Records with interface code ->
■ ■ ■ ■ ■

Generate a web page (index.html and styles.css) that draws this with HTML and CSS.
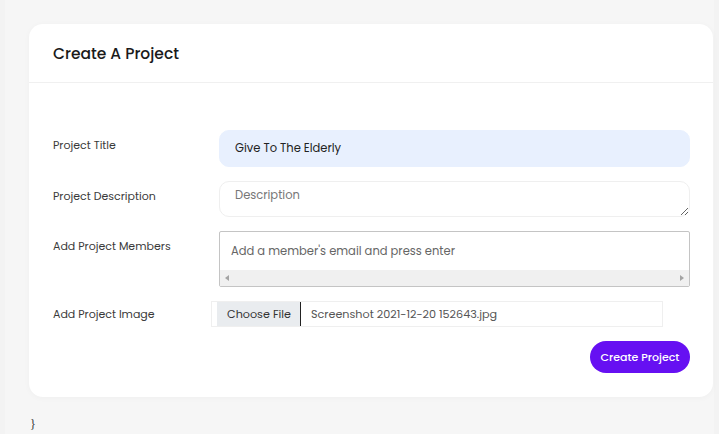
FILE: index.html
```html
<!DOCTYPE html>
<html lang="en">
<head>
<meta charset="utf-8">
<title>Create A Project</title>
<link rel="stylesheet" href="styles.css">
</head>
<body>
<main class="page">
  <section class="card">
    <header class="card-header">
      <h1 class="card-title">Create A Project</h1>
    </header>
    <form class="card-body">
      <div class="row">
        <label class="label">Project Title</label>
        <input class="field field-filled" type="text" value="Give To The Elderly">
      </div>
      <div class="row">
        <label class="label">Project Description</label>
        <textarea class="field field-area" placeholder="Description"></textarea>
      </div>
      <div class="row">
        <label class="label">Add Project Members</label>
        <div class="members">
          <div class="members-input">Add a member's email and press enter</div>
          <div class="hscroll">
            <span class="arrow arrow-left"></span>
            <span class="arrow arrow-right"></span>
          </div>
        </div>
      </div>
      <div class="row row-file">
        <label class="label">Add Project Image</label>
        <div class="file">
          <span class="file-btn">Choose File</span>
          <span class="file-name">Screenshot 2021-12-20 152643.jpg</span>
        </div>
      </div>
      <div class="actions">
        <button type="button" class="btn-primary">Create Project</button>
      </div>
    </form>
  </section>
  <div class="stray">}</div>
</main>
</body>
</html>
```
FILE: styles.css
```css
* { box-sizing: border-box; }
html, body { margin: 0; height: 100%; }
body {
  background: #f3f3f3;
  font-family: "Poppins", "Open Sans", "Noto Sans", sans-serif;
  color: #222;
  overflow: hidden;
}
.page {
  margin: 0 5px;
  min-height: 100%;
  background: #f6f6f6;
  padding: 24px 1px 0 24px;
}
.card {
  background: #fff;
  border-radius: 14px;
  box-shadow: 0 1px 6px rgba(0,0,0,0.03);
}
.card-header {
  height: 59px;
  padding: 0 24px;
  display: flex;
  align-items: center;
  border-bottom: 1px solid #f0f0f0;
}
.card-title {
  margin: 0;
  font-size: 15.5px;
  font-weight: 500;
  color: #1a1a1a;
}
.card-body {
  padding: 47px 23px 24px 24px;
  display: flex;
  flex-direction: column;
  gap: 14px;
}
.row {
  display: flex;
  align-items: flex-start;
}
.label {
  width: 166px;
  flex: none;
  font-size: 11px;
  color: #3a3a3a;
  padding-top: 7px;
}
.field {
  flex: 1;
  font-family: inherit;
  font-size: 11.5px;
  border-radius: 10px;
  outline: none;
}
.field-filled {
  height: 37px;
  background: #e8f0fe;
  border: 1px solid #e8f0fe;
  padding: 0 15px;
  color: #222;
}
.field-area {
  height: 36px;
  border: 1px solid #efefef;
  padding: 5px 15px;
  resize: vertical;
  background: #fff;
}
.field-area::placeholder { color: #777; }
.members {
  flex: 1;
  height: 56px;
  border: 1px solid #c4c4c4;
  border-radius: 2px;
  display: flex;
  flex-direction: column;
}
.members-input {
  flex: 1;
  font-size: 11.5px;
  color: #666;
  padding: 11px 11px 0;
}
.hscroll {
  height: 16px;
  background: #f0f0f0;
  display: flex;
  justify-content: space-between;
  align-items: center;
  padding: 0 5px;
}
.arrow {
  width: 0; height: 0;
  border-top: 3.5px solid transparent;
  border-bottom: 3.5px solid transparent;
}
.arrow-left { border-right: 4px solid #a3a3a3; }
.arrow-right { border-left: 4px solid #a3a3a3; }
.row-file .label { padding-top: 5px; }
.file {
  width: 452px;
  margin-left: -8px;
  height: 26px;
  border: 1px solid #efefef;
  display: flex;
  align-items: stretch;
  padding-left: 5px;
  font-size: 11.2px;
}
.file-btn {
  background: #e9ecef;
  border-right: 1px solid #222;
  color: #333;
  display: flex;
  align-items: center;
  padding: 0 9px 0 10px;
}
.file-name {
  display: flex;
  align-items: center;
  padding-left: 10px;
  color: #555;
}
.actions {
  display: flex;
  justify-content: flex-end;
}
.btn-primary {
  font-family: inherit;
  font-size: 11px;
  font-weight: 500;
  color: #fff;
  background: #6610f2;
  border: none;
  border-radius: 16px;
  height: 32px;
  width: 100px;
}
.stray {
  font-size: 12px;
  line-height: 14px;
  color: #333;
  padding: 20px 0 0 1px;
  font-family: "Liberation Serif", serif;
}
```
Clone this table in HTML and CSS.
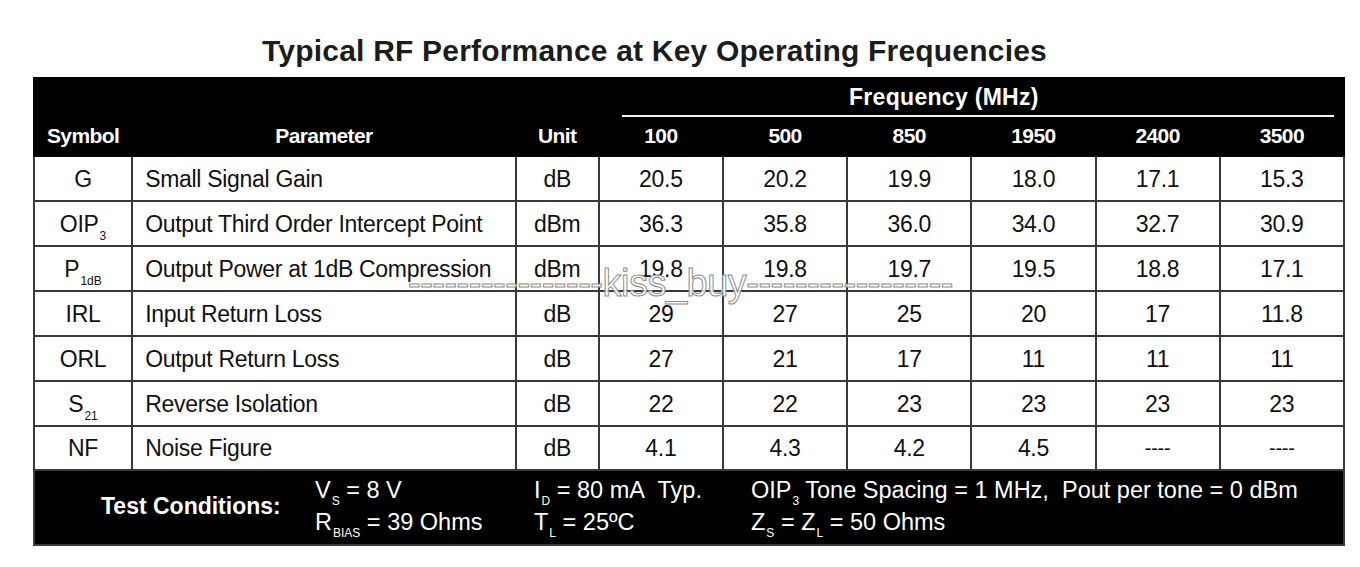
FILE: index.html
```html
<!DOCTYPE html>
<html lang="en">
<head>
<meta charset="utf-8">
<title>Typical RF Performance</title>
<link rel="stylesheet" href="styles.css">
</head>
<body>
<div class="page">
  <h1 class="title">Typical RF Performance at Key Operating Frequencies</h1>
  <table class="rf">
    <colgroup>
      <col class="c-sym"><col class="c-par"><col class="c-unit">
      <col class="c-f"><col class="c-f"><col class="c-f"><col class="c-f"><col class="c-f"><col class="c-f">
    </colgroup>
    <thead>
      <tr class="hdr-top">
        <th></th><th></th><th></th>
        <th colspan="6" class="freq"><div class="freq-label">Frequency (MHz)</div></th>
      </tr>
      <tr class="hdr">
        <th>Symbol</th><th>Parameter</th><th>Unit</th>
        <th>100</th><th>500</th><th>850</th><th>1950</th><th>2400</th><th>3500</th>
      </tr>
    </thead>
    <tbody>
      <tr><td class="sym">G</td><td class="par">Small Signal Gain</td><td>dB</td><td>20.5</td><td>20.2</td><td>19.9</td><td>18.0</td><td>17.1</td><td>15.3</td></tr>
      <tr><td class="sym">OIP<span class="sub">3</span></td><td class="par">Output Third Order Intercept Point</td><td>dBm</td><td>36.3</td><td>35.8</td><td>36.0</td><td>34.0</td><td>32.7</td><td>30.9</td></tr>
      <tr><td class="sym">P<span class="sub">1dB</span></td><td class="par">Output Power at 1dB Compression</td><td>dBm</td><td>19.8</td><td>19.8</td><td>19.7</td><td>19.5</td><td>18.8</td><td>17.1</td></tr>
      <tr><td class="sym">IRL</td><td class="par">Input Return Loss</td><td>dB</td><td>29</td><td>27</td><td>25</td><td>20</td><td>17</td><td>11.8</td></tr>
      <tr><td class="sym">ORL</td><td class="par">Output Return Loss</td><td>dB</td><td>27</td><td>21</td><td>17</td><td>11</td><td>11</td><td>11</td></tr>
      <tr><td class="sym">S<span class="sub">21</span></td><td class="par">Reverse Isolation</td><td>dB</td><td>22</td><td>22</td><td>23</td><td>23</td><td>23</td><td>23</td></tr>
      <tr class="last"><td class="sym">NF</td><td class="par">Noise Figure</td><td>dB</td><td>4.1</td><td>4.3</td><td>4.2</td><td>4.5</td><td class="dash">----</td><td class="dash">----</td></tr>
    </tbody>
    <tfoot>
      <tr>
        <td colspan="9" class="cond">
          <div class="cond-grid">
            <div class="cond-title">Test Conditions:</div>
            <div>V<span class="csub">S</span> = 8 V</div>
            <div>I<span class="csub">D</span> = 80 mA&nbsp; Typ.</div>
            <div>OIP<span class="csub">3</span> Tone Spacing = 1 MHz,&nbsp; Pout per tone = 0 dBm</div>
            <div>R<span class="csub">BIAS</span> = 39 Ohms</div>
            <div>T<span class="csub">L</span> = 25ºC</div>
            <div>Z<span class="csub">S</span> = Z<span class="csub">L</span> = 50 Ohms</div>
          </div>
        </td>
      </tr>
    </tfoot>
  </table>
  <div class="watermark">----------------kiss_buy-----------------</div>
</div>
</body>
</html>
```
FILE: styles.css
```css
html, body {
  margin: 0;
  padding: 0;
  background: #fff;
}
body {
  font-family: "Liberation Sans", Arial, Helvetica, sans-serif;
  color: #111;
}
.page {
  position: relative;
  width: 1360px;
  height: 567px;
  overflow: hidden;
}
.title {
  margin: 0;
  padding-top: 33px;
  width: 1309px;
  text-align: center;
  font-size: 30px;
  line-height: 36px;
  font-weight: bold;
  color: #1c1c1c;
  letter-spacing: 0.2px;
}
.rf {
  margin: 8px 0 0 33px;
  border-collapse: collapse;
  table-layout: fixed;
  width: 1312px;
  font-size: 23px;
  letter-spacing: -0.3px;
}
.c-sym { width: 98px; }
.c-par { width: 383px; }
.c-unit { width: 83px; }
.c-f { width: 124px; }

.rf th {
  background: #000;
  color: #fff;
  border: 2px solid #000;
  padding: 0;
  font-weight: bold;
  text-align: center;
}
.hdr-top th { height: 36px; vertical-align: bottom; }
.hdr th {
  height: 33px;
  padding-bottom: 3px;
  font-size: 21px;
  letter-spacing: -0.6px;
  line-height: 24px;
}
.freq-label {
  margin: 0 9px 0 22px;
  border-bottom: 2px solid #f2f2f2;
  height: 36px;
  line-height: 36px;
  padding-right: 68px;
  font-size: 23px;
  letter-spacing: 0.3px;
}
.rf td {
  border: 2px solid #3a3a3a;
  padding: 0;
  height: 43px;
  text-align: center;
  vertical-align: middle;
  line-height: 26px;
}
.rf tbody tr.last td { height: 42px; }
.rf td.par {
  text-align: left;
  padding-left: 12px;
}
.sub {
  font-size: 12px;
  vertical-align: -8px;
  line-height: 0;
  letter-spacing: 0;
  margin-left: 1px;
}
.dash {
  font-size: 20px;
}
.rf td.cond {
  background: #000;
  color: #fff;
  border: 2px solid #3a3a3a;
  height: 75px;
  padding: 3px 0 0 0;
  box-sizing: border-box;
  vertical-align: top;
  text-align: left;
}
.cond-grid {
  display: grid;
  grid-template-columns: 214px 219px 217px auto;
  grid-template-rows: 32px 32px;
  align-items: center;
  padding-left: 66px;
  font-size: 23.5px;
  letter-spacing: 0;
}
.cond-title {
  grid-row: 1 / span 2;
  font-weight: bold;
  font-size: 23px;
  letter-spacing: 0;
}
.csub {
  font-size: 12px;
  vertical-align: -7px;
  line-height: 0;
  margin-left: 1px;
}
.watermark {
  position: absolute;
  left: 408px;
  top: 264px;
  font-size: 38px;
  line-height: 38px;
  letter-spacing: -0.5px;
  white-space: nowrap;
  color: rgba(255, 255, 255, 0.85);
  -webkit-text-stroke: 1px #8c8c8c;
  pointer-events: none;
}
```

■ ■ ■ ■ ■

What you have to do ->
List all lines in the material containing the string "this".

Final answer ->
Generate a web page (index.html and styles.css) that draws this with HTML and CSS.
Clone this table in HTML and CSS.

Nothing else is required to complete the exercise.